In 1831 (six years hence) a young French official, Alexis de Tocqueville, would journey to America to observe the young nation. And in perhaps his most famous passage he touched upon the effect of slavery on the south. “The State of Ohio”, wrote de Tocquville,”is separated from Kentucky just by one river; on either side of it the soil is equally fertile, and the situation equally favorable, and yet everything is different...(In Ohio the population is) devoured by feverish activity, trying every means to make its fortune...There (in Kentucky) are people who make others work for them...a people without energy, mettle or the spirit of enterprise...These differences cannot be attributed to any other cause but slavery. It degrades the black population and... (saps the energy of) the white.”
So, a hundred years before the Republican Party adopted its infamous “Southern strategy” to convert segregationist “boil weevel” "Dixie-crats" into a southern Republican voting block, the Democrats, at the very the moment of their party's birth, made a much more vile bargain – agreeing to protect real slavery in all its foul existence, in exchange for gaining national power to protect the money interests of Wall Street.

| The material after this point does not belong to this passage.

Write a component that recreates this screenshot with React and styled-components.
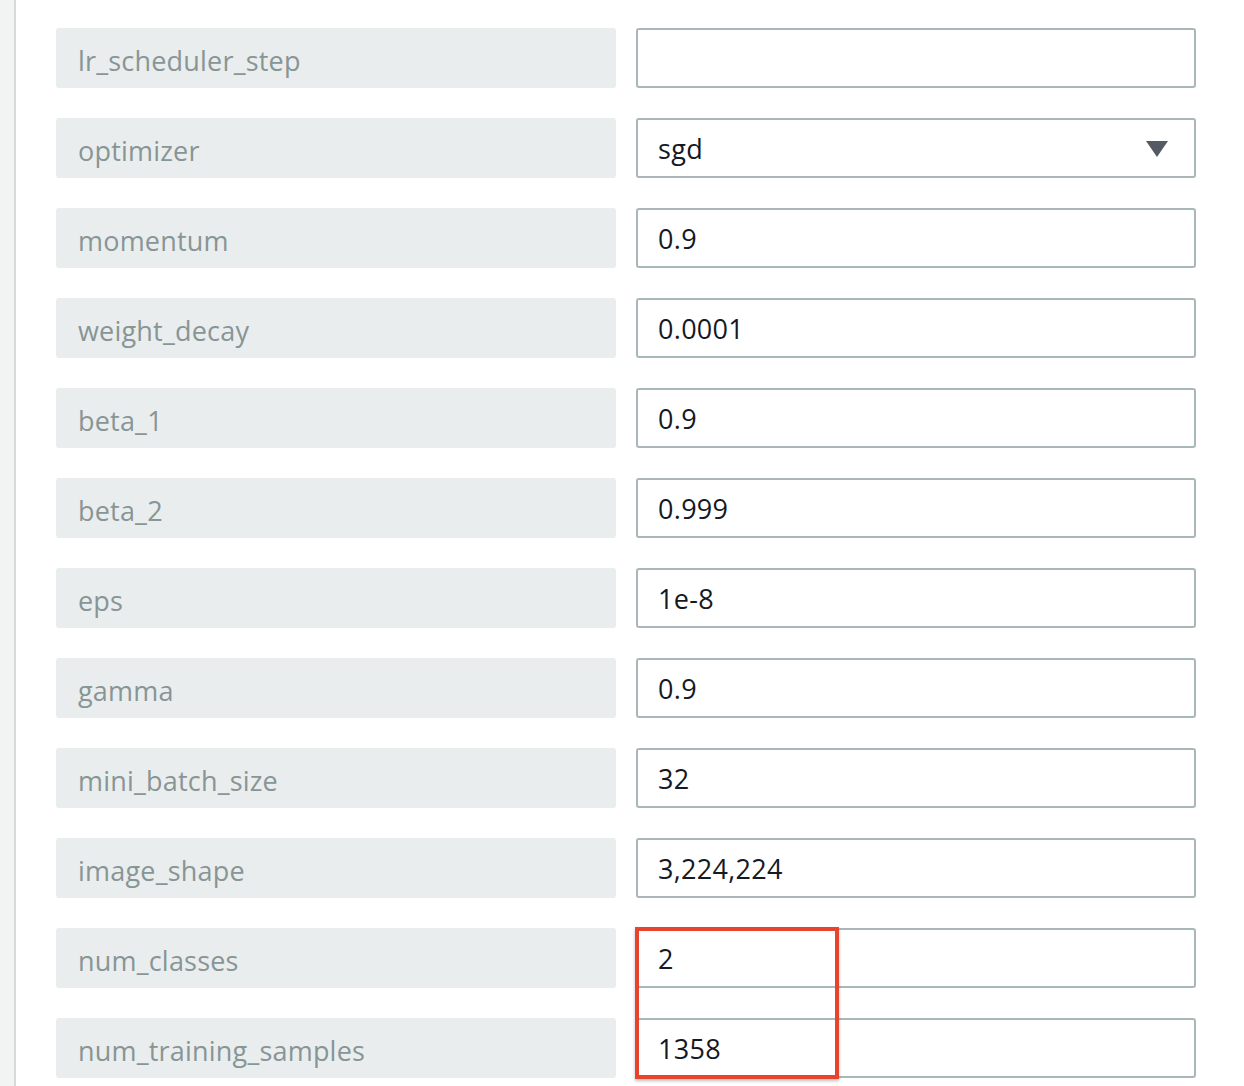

Jackson's only real interest was seeking the Presidency in 1828 was in defeating those who “cheated” him out of his victory in 1824. Jackson was a slave owner, and his natural inclination was to support slavery. But because of the support offered by Van Buren, he also opposed the national bank, and Adam's program of “big government” investments. Jackson left the hard work of forming the party that would carry him to victory to men like Van Buren and Stevenson, who were binding Southern ruling elite to Northern ruling elite. That accommodation would be the foundation of the new Democratic Party for the next 100 years.